Directions for this task: Reply with one number: the count of lines in the listing that contain the string "styles".
Begin
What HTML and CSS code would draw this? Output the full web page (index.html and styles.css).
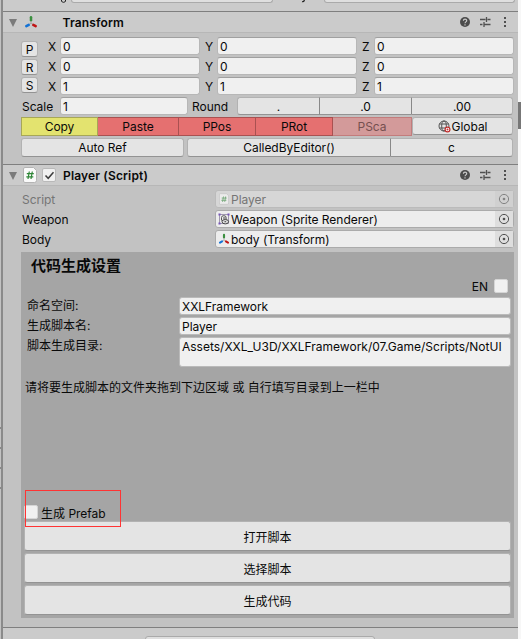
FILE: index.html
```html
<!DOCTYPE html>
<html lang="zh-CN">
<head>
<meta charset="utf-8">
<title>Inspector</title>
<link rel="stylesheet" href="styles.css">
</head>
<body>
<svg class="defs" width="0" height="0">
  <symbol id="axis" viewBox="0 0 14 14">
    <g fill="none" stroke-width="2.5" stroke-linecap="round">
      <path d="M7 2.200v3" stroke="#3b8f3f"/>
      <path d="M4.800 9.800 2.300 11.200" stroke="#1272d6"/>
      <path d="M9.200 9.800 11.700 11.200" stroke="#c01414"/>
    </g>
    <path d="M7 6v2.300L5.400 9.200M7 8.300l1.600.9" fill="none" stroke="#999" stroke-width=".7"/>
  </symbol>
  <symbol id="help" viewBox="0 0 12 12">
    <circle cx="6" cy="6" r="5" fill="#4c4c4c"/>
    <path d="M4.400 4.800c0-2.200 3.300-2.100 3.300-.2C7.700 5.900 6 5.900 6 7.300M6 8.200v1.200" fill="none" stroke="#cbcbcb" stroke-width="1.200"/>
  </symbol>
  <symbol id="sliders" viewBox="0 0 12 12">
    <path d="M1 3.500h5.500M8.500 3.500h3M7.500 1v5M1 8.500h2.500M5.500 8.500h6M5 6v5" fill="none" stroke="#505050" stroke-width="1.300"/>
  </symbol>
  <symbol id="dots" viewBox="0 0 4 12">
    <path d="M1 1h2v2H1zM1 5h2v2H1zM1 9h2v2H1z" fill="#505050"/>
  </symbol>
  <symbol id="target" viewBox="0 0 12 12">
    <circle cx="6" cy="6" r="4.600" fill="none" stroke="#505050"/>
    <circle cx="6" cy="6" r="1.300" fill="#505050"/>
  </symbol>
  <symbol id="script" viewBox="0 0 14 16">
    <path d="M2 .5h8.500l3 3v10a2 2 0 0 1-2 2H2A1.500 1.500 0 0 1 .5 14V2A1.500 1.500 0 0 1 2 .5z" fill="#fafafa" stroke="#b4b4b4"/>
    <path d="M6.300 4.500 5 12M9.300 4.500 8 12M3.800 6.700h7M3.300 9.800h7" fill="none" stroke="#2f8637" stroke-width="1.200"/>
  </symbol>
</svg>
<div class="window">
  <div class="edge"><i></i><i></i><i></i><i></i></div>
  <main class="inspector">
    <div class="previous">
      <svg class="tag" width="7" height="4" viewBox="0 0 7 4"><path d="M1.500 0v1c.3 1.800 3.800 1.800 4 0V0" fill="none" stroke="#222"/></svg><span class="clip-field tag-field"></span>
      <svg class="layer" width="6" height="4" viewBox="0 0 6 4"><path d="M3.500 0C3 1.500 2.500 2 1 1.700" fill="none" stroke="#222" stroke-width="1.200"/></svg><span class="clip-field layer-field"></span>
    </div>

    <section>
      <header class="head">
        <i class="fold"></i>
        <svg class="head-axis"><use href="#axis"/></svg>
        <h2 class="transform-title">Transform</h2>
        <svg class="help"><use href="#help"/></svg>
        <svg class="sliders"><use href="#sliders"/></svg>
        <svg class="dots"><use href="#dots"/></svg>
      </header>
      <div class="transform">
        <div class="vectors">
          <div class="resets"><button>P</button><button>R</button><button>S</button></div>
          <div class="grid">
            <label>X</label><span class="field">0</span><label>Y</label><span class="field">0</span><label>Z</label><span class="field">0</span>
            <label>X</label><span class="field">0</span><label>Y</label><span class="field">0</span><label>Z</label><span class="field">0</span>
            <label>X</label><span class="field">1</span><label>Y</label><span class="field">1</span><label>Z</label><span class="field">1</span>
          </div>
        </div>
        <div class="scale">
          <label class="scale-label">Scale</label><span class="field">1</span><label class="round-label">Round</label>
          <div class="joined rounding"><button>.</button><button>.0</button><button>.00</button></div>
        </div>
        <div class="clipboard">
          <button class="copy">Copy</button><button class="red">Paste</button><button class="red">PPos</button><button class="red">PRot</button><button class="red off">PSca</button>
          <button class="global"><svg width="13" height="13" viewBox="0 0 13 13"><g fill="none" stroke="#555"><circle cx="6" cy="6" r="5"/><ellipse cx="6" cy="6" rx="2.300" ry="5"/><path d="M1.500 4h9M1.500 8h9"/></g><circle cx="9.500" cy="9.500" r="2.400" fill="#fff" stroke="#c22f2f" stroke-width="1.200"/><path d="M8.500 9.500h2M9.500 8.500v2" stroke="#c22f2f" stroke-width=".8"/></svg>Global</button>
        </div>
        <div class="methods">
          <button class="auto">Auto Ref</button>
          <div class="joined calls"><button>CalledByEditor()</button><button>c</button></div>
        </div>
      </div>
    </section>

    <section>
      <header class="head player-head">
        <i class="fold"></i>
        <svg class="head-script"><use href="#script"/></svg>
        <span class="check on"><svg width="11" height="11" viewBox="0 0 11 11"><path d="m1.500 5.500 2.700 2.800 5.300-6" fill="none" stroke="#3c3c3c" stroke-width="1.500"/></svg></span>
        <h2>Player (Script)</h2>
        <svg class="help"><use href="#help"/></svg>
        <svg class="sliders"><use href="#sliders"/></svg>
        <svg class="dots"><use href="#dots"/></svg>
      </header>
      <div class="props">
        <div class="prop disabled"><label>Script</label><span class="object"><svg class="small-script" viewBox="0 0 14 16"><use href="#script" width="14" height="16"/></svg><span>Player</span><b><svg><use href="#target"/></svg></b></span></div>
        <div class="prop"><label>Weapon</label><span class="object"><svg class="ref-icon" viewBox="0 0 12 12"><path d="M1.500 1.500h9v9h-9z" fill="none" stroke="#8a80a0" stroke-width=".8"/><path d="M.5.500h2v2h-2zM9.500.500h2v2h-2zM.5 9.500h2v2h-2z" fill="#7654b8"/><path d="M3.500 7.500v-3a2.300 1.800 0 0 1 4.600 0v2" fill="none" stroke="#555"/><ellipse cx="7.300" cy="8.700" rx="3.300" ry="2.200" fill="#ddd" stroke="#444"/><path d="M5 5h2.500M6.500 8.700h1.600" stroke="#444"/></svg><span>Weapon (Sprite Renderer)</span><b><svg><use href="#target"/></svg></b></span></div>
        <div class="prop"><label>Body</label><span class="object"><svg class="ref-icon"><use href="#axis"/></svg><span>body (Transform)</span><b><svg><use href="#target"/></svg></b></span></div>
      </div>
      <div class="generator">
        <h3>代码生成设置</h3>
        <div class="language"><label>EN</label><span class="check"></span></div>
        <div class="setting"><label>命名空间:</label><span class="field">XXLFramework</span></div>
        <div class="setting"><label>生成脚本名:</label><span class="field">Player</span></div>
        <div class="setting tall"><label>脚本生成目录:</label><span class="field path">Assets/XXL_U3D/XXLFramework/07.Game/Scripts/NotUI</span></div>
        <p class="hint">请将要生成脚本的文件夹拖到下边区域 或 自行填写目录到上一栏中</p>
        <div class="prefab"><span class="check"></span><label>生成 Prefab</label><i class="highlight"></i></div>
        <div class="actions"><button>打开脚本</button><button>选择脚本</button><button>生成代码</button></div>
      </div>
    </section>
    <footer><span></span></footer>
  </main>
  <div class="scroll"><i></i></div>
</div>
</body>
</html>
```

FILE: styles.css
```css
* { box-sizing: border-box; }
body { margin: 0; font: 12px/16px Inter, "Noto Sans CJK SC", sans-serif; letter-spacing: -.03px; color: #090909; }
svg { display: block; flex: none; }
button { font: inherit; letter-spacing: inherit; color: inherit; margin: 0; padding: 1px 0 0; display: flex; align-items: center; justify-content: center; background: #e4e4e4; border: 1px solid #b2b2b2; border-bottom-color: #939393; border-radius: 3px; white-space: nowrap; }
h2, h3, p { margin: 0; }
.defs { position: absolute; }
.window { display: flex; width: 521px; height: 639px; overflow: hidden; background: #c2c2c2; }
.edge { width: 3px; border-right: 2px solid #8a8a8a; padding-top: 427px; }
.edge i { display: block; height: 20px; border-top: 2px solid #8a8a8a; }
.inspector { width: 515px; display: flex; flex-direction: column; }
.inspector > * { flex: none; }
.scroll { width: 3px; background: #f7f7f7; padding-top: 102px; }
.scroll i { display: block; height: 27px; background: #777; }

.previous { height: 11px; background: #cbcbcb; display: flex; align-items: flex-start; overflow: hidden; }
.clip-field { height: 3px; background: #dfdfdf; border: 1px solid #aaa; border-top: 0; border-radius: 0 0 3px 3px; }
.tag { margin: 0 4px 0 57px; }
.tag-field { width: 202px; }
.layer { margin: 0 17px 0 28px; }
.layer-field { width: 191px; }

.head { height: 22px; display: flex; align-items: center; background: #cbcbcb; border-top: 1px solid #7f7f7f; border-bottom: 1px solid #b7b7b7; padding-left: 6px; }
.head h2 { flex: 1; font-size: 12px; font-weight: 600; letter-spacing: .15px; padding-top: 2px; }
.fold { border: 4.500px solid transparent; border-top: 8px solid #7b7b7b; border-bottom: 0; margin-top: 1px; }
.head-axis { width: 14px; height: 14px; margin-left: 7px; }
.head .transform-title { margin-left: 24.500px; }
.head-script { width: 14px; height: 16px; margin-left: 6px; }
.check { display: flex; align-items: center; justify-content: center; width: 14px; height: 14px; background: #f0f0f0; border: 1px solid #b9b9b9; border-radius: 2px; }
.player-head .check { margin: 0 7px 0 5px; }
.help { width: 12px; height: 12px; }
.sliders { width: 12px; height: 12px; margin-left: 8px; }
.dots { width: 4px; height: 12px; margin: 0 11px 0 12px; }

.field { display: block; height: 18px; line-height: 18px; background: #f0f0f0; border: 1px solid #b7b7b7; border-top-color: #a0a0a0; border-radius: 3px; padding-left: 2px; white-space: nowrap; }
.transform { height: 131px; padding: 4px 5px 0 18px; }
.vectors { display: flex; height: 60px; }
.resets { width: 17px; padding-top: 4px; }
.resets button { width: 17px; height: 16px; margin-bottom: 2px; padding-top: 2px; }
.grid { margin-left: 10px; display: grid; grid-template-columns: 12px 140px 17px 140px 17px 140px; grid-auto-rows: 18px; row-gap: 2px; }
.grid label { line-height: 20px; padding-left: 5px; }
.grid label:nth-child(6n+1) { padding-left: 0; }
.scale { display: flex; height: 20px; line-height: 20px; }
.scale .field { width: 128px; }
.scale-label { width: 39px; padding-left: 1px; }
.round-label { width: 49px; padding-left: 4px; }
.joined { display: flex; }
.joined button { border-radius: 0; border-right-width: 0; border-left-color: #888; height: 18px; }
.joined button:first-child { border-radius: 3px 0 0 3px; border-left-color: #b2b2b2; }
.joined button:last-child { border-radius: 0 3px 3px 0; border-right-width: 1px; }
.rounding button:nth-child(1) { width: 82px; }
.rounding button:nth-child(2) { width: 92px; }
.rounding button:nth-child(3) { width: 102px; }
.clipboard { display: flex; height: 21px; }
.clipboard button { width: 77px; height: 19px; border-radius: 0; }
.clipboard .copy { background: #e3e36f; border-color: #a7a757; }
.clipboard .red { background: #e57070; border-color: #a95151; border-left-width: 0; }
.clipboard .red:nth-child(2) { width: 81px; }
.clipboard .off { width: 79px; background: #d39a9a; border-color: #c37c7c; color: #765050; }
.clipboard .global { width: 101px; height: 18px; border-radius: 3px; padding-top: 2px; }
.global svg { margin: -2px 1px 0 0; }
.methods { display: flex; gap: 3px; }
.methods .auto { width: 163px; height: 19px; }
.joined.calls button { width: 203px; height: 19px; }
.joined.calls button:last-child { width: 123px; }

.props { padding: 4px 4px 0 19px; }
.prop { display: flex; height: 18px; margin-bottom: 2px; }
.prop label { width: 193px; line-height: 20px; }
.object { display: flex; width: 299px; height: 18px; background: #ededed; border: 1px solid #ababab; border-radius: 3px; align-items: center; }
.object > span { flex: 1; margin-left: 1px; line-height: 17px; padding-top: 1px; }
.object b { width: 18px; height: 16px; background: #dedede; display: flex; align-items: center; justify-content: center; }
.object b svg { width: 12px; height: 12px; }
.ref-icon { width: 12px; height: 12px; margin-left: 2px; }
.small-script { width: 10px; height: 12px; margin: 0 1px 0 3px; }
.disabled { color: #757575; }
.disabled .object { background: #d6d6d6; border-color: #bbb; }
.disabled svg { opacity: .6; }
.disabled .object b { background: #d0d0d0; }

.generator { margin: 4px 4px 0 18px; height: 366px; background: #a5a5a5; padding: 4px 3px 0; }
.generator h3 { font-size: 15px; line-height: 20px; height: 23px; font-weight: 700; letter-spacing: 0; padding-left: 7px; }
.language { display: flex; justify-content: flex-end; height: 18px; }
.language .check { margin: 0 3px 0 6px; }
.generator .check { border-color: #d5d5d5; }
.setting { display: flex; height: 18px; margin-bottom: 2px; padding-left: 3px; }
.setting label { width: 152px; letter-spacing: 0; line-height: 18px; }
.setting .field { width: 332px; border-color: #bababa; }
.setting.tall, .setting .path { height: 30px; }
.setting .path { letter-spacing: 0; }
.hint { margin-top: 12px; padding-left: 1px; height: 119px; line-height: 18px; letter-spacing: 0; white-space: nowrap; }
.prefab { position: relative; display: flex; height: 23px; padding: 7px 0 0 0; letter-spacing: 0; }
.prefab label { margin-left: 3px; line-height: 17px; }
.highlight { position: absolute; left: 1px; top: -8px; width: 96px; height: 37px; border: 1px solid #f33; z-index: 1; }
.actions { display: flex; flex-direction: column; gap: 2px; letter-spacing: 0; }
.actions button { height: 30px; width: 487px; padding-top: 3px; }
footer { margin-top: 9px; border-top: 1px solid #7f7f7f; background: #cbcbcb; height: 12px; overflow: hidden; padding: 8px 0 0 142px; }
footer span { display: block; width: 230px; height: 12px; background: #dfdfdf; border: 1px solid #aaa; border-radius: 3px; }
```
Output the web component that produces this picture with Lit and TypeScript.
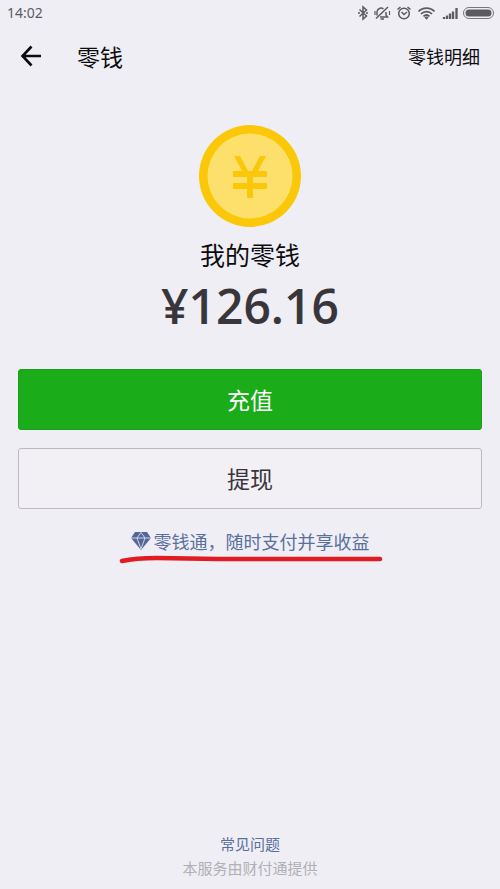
End
Result below: 3